● **Your goal**: Transcribe the whole listing without a single picture.

+++

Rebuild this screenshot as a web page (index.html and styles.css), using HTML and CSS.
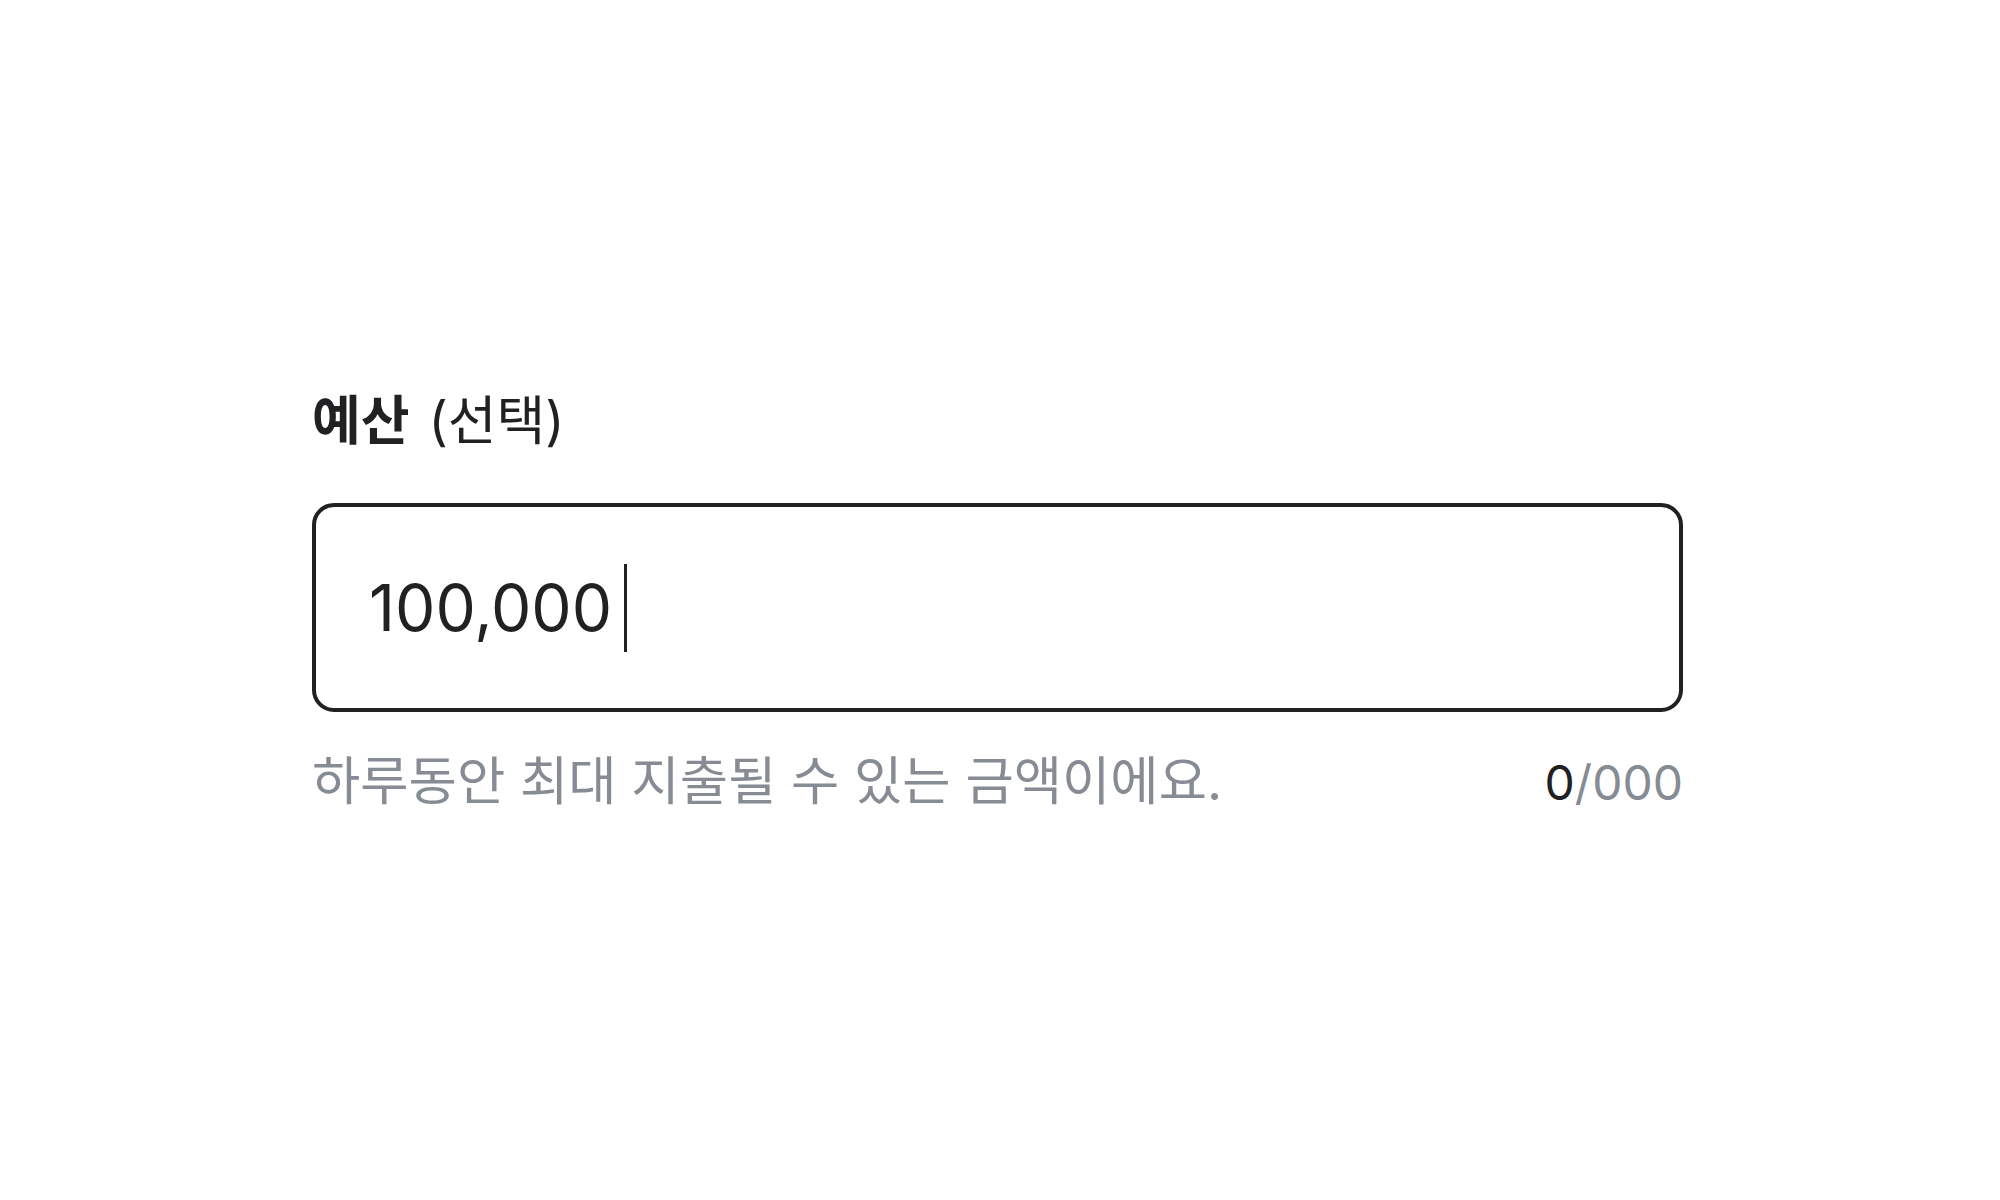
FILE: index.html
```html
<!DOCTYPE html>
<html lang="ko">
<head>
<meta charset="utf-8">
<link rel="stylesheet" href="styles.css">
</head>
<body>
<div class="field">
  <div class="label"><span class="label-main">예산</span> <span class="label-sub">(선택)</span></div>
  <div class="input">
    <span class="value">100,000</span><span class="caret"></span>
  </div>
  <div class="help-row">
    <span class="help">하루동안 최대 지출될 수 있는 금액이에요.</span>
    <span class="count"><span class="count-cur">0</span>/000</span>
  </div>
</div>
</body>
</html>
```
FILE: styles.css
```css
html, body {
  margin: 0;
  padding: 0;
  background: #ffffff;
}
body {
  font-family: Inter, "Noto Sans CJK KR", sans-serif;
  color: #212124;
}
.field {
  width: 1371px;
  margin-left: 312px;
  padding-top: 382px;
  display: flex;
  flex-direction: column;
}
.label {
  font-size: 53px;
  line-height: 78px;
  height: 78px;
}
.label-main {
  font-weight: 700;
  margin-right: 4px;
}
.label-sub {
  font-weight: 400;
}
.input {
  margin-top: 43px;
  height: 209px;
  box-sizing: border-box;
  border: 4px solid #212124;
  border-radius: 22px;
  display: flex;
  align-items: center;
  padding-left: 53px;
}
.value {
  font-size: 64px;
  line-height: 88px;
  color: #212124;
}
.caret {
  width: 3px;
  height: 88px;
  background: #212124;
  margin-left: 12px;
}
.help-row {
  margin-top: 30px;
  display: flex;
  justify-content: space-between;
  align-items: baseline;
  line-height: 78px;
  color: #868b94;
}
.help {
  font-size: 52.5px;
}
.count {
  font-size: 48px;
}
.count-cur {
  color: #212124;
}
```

+++

● **Output**:
Rebuild this screenshot as a web page (index.html and styles.css), using HTML and CSS.
FILE: index.html
```html
<!DOCTYPE html>
<html lang="ko">
<head>
<meta charset="utf-8">
<link rel="stylesheet" href="styles.css">
</head>
<body>
<div class="field">
  <div class="label"><span class="label-main">예산</span> <span class="label-sub">(선택)</span></div>
  <div class="input">
    <span class="value">100,000</span><span class="caret"></span>
  </div>
  <div class="help-row">
    <span class="help">하루동안 최대 지출될 수 있는 금액이에요.</span>
    <span class="count"><span class="count-cur">0</span>/000</span>
  </div>
</div>
</body>
</html>
```
FILE: styles.css
```css
html, body {
  margin: 0;
  padding: 0;
  background: #ffffff;
}
body {
  font-family: Inter, "Noto Sans CJK KR", sans-serif;
  color: #212124;
}
.field {
  width: 1371px;
  margin-left: 312px;
  padding-top: 382px;
  display: flex;
  flex-direction: column;
}
.label {
  font-size: 53px;
  line-height: 78px;
  height: 78px;
}
.label-main {
  font-weight: 700;
  margin-right: 4px;
}
.label-sub {
  font-weight: 400;
}
.input {
  margin-top: 43px;
  height: 209px;
  box-sizing: border-box;
  border: 4px solid #212124;
  border-radius: 22px;
  display: flex;
  align-items: center;
  padding-left: 53px;
}
.value {
  font-size: 64px;
  line-height: 88px;
  color: #212124;
}
.caret {
  width: 3px;
  height: 88px;
  background: #212124;
  margin-left: 12px;
}
.help-row {
  margin-top: 30px;
  display: flex;
  justify-content: space-between;
  align-items: baseline;
  line-height: 78px;
  color: #868b94;
}
.help {
  font-size: 52.5px;
}
.count {
  font-size: 48px;
}
.count-cur {
  color: #212124;
}
```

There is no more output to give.